Occidente tampoco ha conseguido cortar las fuentes del poderío económico de Rusia, a pesar de las rondas de sanciones. Su economía crece saludablemente y los activos de los oligarcas rusos siguen a salvo en Occidente, aunque estén congelados. Y lo que es más importante, el petróleo ruso se está comprando y vendiendo en todo el mundo con un mínimo de dificultad, ya que los líderes occidentales parecen no poder decidir qué quieren más: castigar de forma significativa a Rusia o mantener las cosas como están.
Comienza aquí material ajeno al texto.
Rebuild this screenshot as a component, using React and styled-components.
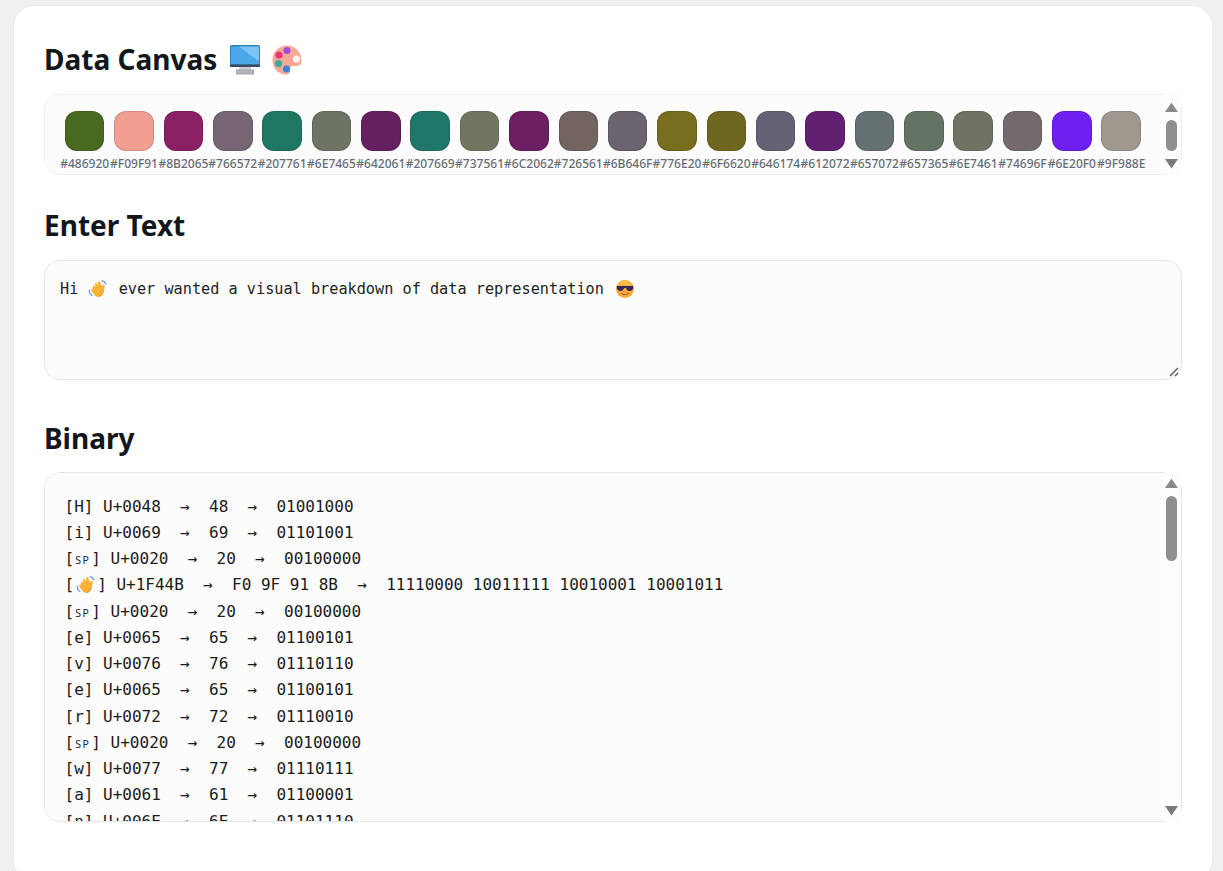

Resulta revelador que la propuesta del Departamento del Tesoro de Estados Unidos de imponer sanciones a los buques cisternas que ayuden a transportar petróleo ruso y a eludir las sanciones se haya estancado por el temor de la Casa Blanca a que el aumento de los precios de la gasolina no ayude a un buen resultado en las urnas en noviembre.
Quien no está preocupado por las elecciones estadounidenses es Putin. A diferencia de la vacilación de Occidente, Putin juega en serio. Ha puesto a su país y a su economía en pie de guerra, dedicando al menos un tercio del presupuesto estatal al ejército y tentando a decenas de miles de rusos a unirse a su maquinaria bélica con generosos salarios y dividendos. Ha ampliado el escenario de las operaciones al territorio de la OTAN, financiando a partidos y políticos prorrusos, difundiendo desinformación y atacando directamente a personas occidentales implicadas en el envío de armas a Ucrania. Cuando se le confronta, Rusia simplemente se encoge de hombros ante la evidencia.
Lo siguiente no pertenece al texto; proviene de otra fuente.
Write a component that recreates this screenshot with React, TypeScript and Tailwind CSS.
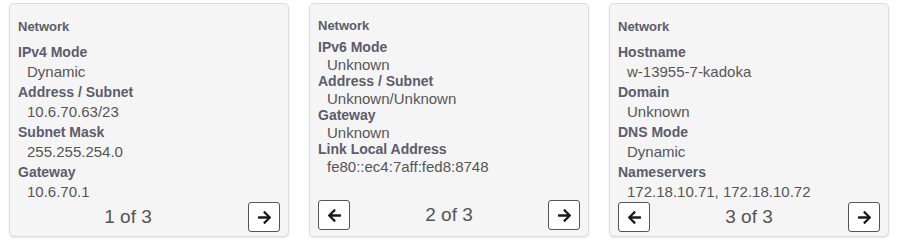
import React from "react";
import { FaArrowLeft, FaArrowRight } from "react-icons/fa";

type Row = { label: string; value: string };

type CardProps = {
  rows: Row[];
  page: number;
  total: number;
  compact?: boolean;
};

const PagerButton: React.FC<{ dir: "left" | "right" }> = ({ dir }) => (
  <button className="flex h-[30px] w-[32px] items-center justify-center rounded-[3px] border border-[#555] bg-white text-[#1a1a1a]">
    {dir === "left" ? <FaArrowLeft size={15} /> : <FaArrowRight size={15} />}
  </button>
);

const NetworkCard: React.FC<CardProps> = ({ rows, page, total, compact }) => {
  return (
    <div
      className={
        "flex h-[234px] w-[280px] flex-col rounded-[5px] border border-[#dcdcdc] bg-[#f5f5f5] px-[8px] pb-[6px] shadow-[0_1px_2px_rgba(0,0,0,0.1)] " +
        (compact ? "pt-[14px]" : "pt-[15px]")
      }
    >
      <div className="text-[13px] font-bold leading-[16px] text-[#5c5c6c]">Network</div>
      <div className={compact ? "mt-[5px] leading-[17px]" : "mt-[7px] leading-[20px]"}>
        {rows.map((r) => (
          <div key={r.label}>
            <div className="text-[14px] font-bold text-[#5c5c6c]">{r.label}</div>
            <div className="pl-[9px] text-[15px] text-[#555]">{r.value}</div>
          </div>
        ))}
      </div>
      <div className="mt-auto flex items-center">
        {page > 1 ? <PagerButton dir="left" /> : null}
        <div
          className={
            "flex-1 text-center text-[19px] leading-[30px] text-[#555] " + (page === 1 ? "pr-[10px]" : "")
          }
        >
          {page} of {total}
        </div>
        <PagerButton dir="right" />
      </div>
    </div>
  );
};

export default function App() {
  return (
    <div
      className="flex h-[242px] w-[897px] gap-[20px] bg-white pl-[9px] pt-[3px]"
      style={{ fontFamily: '"Liberation Sans", Arial, sans-serif' }}
    >
      <NetworkCard
        page={1}
        total={3}
        rows={[
          { label: "IPv4 Mode", value: "Dynamic" },
          { label: "Address / Subnet", value: "10.6.70.63/23" },
          { label: "Subnet Mask", value: "255.255.254.0" },
          { label: "Gateway", value: "10.6.70.1" },
        ]}
      />
      <NetworkCard
        page={2}
        total={3}
        compact
        rows={[
          { label: "IPv6 Mode", value: "Unknown" },
          { label: "Address / Subnet", value: "Unknown/Unknown" },
          { label: "Gateway", value: "Unknown" },
          { label: "Link Local Address", value: "fe80::ec4:7aff:fed8:8748" },
        ]}
      />
      <NetworkCard
        page={3}
        total={3}
        rows={[
          { label: "Hostname", value: "w-13955-7-kadoka" },
          { label: "Domain", value: "Unknown" },
          { label: "DNS Mode", value: "Dynamic" },
          { label: "Nameservers", value: "172.18.10.71, 172.18.10.72" },
        ]}
      />
    </div>
  );
}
Esta configuración —un adversario con la voluntad y los recursos para luchar hasta el final y unos aliados que prestan la ayuda justa para evitar que el frente se derrumbe mañana— deja a Ucrania en una situación sombría. Llegará un momento en que la determinación ucraniana, ya puesta a prueba hasta el límite, se agotará y un acuerdo de paz con Putin, en las condiciones que sea, será preferible a morir. Este momento puede llegar antes si Donald Trump gana las elecciones presidenciales estadounidenses y pone fin a la guerra “en 24 horas”, como ha prometido, obligando a Ucrania a negociar en los términos de Putin. O llegará más tarde si los demócratas conservan la Casa Blanca y continúan con su estrategia a medias.
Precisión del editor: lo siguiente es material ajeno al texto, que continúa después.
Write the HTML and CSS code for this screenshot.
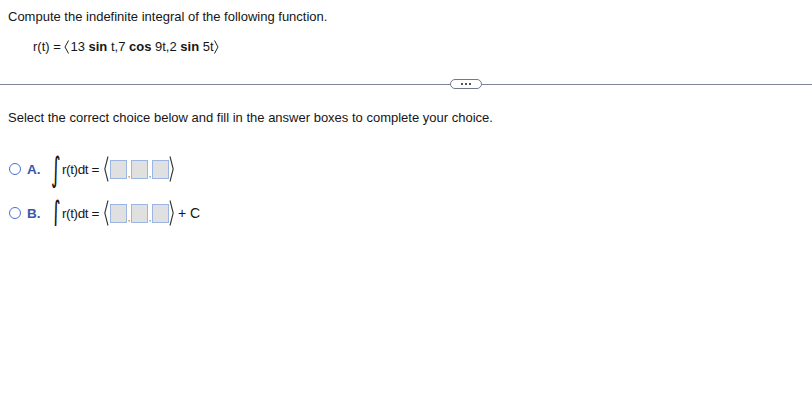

Putin ya está planeando la victoria. Su última supuesta propuesta de paz —en la que Rusia mantiene el territorio ocupado y se prohíbe a Ucrania entrar en la OTAN— fue tachada de propaganda por muchos líderes occidentales. Pero es, de hecho, el escenario más realista de cómo se desarrollará esta guerra. Voces que van desde partidarios del Kremlin hasta premios nobel e incluso el papa abogan por una “paz” que daría a Putin lo que quiere. Ucrania ha rechazado la propuesta, por supuesto. Pero Rusia, después de golpear las infraestructuras, la población y el ejército del país, casi con toda seguridad volverá a hacerlo. Al final, cualquier cosa que detenga las bombas será vista como una mejora.
Toda guerra tiene ganadores y perdedores. Si Putin gana esta guerra, Ucrania y sus aliados, por definición, la habrán perdido. Pero la derrota no se repartirá por igual. Un acuerdo de paz en los términos de Putin será malo para Ucrania. Perderá casi el 20 por ciento de su territorio y alrededor de cinco millones de personas. Pero esa pérdida se verá mitigada por el notable fracaso del plan original de Putin de apoderarse de Kiev y destruir Ucrania como nación. La guerra se detendrá. Habrá muertos que llorar, heridos que curar y un país que reconstruir. La reputación de Ucrania en la escena mundial será más alta que nunca y la adhesión a la Unión Europea estará a la vista.